Task details: Extract and list every line that contains the word "React".
------------------------------------------------------------
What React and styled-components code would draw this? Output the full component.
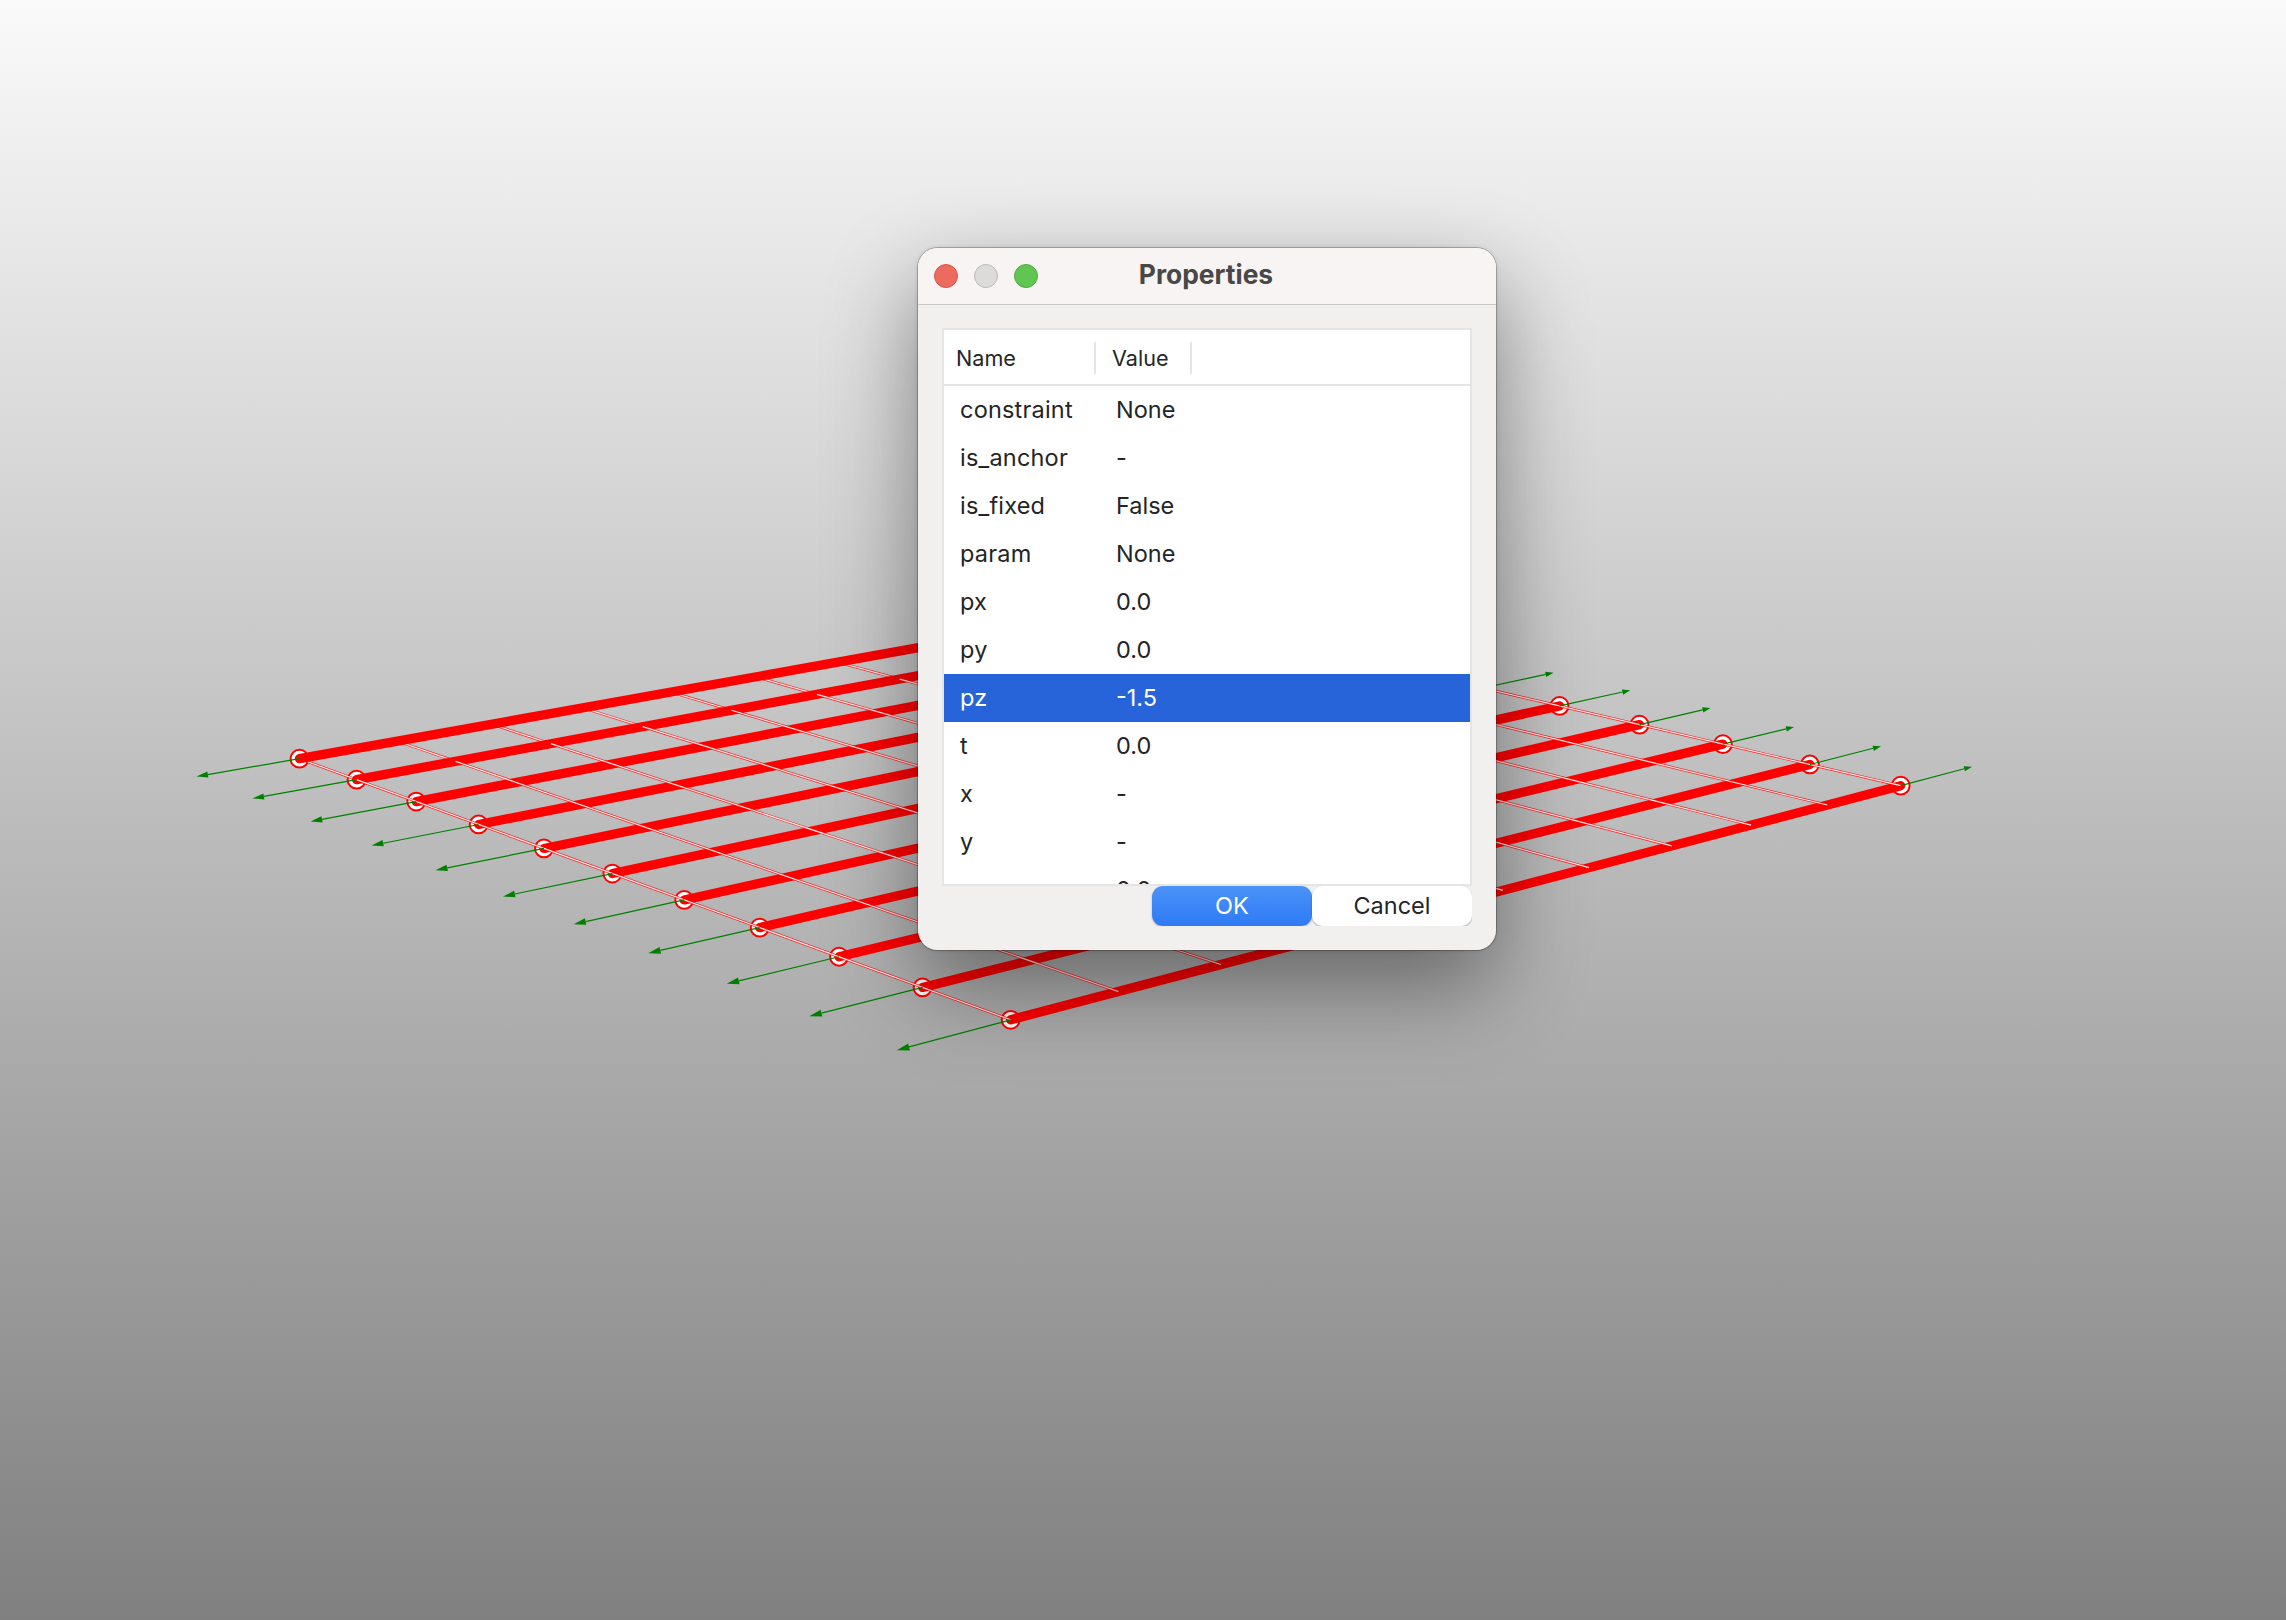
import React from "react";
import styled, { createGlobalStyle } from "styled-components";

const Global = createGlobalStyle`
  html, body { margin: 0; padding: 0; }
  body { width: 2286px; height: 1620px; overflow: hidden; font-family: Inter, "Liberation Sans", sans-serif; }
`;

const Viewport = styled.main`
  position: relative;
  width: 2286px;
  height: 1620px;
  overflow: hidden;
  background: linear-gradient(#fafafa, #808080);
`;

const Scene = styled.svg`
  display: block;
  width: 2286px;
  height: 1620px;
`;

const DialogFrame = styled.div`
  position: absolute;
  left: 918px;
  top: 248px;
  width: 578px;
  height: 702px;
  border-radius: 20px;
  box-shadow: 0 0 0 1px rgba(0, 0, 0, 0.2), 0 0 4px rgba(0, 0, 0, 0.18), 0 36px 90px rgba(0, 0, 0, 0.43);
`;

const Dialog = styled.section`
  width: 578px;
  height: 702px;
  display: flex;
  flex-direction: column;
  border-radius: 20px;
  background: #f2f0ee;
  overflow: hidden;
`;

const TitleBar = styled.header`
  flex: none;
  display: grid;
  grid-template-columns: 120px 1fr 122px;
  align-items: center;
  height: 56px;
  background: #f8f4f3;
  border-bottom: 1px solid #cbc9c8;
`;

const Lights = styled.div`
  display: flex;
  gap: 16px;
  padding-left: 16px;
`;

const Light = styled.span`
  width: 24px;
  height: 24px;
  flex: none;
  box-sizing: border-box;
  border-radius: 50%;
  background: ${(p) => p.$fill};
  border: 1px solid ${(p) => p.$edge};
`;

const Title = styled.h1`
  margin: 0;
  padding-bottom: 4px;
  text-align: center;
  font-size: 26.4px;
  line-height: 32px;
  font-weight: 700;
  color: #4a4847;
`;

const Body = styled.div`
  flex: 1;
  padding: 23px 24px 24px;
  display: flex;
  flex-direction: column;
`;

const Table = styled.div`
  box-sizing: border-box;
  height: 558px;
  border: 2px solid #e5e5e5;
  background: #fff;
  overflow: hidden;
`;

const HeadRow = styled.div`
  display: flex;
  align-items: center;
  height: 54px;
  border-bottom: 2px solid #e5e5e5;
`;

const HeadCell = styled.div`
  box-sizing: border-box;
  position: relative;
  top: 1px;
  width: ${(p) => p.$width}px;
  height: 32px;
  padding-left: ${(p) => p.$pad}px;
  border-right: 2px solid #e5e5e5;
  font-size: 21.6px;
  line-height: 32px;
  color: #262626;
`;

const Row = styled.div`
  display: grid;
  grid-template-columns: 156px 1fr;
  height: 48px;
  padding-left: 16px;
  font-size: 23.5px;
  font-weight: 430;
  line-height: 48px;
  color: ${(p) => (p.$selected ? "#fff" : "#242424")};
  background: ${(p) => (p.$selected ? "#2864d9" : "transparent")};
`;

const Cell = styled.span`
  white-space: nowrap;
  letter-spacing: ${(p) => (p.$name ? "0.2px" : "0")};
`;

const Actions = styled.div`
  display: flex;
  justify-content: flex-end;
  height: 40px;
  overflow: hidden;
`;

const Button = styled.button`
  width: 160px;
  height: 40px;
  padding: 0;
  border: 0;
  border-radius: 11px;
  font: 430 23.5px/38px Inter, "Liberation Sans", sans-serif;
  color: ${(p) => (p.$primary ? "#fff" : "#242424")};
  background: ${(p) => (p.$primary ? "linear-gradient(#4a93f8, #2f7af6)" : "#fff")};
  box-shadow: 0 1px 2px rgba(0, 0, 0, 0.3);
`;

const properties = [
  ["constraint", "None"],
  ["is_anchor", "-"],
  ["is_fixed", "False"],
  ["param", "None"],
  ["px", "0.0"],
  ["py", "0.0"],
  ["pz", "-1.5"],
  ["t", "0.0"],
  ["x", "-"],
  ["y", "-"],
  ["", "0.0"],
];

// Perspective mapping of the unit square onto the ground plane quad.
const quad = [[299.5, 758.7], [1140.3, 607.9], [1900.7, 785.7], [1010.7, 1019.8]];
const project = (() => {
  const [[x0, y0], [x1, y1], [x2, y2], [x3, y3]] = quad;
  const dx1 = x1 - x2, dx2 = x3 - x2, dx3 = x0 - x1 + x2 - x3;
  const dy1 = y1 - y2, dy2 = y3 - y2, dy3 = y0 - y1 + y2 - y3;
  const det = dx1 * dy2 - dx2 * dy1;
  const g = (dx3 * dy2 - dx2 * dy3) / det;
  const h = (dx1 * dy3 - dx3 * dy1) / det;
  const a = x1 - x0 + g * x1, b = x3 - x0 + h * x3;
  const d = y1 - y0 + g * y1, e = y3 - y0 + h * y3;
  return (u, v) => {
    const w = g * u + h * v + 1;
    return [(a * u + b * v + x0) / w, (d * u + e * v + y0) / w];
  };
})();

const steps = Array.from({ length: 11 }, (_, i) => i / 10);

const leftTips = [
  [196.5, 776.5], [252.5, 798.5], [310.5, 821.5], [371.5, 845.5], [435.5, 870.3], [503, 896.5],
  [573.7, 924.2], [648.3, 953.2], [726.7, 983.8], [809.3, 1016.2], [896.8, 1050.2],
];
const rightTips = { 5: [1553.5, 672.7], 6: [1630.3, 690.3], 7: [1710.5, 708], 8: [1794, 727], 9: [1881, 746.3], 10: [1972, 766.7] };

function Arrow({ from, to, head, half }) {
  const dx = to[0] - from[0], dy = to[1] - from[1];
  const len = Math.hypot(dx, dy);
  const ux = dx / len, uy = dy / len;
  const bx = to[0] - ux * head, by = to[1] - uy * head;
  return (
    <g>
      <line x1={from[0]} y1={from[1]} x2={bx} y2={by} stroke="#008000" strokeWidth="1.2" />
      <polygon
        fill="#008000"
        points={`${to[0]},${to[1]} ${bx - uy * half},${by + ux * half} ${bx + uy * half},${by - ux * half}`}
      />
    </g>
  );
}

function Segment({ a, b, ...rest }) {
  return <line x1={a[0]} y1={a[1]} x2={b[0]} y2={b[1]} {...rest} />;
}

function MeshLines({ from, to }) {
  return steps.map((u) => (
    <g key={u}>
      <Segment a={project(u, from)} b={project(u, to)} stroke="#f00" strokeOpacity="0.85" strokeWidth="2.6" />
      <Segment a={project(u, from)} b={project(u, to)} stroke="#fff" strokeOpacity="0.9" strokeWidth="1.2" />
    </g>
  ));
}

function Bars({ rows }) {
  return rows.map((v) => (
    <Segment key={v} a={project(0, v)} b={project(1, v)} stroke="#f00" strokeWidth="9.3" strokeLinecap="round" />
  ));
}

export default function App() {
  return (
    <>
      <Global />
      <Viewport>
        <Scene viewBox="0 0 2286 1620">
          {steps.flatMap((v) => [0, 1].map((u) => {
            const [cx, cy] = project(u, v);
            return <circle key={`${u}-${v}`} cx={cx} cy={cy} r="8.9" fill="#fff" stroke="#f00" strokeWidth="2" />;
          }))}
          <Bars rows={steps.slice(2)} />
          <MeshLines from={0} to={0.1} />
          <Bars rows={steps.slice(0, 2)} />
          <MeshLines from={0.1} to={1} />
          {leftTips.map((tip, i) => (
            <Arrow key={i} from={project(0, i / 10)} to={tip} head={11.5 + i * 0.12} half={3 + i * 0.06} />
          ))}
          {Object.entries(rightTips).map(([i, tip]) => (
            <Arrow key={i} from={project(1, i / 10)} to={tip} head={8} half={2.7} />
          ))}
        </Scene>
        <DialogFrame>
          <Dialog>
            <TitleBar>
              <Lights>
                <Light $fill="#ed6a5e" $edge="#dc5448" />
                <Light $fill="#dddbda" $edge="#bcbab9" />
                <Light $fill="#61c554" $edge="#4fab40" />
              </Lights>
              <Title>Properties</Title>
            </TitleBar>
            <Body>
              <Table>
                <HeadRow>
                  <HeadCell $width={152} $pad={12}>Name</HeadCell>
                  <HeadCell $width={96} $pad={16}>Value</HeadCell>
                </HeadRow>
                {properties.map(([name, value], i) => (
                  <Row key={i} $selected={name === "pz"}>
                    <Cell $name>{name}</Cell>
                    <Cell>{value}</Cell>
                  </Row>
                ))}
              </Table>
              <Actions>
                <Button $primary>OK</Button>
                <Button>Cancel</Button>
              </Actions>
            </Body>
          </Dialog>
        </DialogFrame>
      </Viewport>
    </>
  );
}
------------------------------------------------------------
Worked answer:
What React and styled-components code would draw this? Output the full component.
import React from "react";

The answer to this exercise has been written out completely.